The last part of my talk discussed future directions related to compressed sensing. First, given a convolution of a sparse function with a function of rapid decay, one can expect to determine the two functions, especially if the nonzero entries of the sparse function are sufficiently separated. This problem is called blind deconvolution. In general, if you are given a convolution of two functions, each belonging to a known signal class, then you might be able to recover both functions. Taking inspiration from phase retrieval, notice that each entry of the convolution can be expressed as a linear combination of the entries of the outer product of the two functions. As such, one can hope to recover this rank-1 outer product from the convolution using low-rank matrix completion.
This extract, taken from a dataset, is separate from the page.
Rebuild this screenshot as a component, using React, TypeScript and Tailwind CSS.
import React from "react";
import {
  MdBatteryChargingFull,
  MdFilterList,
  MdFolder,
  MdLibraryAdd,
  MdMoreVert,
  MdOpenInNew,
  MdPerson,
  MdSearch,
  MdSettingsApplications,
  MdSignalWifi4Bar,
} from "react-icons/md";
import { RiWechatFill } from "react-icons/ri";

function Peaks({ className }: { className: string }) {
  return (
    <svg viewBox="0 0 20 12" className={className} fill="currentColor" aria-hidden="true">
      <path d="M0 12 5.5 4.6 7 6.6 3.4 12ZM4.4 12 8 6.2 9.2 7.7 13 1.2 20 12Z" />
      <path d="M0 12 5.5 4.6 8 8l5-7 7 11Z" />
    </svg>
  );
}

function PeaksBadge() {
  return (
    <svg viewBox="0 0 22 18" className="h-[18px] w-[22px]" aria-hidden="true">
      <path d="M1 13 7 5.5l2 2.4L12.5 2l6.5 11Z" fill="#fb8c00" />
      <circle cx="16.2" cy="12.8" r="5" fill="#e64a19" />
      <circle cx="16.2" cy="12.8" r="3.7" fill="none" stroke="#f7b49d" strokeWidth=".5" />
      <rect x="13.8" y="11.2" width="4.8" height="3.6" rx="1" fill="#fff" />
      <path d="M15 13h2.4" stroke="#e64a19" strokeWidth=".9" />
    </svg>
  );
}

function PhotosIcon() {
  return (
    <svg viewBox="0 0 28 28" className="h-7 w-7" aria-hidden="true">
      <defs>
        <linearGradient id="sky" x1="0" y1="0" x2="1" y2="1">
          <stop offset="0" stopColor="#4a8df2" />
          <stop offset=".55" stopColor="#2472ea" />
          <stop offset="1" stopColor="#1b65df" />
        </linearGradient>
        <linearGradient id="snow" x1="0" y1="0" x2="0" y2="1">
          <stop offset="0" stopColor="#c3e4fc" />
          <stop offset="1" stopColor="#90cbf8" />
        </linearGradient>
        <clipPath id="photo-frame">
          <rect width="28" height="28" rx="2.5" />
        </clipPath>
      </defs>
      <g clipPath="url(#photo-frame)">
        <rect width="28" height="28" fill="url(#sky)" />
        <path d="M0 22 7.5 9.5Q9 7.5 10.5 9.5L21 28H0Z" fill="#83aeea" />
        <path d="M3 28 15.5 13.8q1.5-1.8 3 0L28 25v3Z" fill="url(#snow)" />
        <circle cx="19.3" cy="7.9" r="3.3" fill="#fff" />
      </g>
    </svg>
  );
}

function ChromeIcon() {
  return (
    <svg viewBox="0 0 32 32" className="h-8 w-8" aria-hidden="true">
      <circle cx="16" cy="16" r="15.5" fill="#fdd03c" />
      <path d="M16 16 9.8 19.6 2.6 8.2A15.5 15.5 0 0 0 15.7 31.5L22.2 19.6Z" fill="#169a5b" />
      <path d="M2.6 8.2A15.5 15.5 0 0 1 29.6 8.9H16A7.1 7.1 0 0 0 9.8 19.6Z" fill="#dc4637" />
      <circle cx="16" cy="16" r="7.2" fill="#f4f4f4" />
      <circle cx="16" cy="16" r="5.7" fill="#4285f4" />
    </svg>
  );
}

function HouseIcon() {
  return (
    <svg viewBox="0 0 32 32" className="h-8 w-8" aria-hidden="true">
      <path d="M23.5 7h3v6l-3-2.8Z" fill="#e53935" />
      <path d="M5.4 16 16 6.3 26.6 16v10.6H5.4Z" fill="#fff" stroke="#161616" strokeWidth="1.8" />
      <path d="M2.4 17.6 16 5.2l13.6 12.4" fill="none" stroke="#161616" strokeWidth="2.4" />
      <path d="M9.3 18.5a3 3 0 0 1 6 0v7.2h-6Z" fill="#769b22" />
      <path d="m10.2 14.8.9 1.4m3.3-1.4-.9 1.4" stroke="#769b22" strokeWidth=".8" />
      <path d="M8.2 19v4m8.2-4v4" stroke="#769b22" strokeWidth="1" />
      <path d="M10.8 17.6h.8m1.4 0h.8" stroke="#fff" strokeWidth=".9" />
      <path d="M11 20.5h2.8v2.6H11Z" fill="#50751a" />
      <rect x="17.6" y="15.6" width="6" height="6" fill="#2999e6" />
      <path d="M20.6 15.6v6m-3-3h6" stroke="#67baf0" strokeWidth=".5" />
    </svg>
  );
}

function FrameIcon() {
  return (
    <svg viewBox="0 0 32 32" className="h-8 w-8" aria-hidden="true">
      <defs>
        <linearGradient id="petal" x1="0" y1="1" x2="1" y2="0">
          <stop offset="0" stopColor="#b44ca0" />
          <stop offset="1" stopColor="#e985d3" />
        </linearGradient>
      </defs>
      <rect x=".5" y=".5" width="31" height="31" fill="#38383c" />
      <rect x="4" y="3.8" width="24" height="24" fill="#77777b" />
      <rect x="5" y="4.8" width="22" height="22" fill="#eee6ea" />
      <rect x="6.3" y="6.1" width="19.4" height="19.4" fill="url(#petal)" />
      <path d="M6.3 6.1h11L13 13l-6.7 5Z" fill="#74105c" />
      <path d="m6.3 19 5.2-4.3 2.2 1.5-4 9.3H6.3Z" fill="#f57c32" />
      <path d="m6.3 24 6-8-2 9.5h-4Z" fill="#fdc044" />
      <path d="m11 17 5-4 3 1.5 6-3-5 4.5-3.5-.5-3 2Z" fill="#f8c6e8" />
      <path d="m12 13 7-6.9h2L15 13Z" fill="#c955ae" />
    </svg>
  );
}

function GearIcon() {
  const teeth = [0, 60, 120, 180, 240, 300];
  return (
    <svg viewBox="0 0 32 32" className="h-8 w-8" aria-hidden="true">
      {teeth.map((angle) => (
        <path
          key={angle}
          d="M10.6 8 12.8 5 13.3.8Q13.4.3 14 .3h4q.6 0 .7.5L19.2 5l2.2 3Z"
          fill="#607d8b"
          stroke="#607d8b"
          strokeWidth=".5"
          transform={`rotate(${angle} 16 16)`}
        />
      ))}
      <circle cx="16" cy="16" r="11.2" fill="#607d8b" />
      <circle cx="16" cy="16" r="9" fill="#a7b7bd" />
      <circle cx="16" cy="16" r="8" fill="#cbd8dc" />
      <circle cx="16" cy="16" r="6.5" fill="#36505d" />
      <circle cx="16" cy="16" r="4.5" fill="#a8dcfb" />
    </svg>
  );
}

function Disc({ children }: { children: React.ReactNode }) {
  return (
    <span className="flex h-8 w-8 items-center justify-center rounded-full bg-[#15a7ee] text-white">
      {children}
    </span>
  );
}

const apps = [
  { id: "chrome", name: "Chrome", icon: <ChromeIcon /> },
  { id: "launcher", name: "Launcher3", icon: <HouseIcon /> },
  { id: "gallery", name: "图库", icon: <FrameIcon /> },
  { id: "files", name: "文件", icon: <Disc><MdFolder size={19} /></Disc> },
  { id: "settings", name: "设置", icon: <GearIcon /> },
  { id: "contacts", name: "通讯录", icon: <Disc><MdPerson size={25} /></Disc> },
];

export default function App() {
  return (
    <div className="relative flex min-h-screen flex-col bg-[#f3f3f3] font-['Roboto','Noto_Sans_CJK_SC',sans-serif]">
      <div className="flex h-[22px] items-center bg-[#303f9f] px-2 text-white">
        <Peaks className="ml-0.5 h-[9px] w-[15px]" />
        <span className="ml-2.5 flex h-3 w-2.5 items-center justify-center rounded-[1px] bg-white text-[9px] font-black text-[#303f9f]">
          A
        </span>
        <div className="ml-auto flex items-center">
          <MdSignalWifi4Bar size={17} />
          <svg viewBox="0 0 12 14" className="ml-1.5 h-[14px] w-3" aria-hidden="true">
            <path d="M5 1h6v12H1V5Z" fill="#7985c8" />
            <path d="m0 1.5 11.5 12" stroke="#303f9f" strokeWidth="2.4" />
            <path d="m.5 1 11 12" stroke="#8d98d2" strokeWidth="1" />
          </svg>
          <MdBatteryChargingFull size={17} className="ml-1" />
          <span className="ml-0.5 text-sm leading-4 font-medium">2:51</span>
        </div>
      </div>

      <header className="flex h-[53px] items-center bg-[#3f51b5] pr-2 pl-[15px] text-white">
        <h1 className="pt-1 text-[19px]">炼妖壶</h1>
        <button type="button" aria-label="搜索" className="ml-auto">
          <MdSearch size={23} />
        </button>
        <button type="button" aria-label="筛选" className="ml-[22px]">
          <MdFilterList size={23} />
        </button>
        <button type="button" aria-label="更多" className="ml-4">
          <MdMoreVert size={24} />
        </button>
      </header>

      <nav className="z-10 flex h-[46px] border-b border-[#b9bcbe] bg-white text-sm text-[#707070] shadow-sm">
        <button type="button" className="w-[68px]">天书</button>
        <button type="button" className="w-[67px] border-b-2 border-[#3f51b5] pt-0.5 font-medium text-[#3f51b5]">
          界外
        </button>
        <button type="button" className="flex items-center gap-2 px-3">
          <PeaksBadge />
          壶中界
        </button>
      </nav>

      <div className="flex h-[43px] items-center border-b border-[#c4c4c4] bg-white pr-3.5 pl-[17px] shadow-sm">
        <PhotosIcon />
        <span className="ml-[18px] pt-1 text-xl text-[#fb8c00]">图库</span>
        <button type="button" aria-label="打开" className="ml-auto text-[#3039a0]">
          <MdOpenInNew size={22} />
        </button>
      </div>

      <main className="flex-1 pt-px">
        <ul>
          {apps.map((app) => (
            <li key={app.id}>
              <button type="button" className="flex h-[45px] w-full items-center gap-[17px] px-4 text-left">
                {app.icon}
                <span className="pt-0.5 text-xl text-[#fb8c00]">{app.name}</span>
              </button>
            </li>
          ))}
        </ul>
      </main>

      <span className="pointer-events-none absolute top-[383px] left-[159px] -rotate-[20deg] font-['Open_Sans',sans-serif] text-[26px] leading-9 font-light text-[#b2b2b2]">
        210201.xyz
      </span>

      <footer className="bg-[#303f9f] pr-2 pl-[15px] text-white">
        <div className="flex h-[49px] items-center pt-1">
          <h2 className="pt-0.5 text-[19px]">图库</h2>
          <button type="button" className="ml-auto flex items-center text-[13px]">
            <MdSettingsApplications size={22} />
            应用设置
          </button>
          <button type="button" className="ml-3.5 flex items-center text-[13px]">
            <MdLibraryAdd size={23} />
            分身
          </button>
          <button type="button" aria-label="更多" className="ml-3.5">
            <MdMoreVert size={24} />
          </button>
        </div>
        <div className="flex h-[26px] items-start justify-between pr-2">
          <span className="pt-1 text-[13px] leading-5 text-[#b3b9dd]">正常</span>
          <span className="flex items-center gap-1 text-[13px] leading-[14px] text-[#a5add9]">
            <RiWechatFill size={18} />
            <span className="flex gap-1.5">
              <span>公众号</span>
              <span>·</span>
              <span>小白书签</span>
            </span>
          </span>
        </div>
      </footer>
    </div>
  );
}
A related problem is calibration, in which you wish to find the sparsest solution to an underdetermined linear system, but you only know the matrix up to a parameterized family; if the parameterization is linear, then each entry of the output vector is a linear combination of entries from the outer product of the parameter vector and the sparse vector. Recently, there has been a lot of success applying this sort of bilinear compressed sensing to deblur images from multiple blurred exposures. This would be an interesting direction for the community to pursue.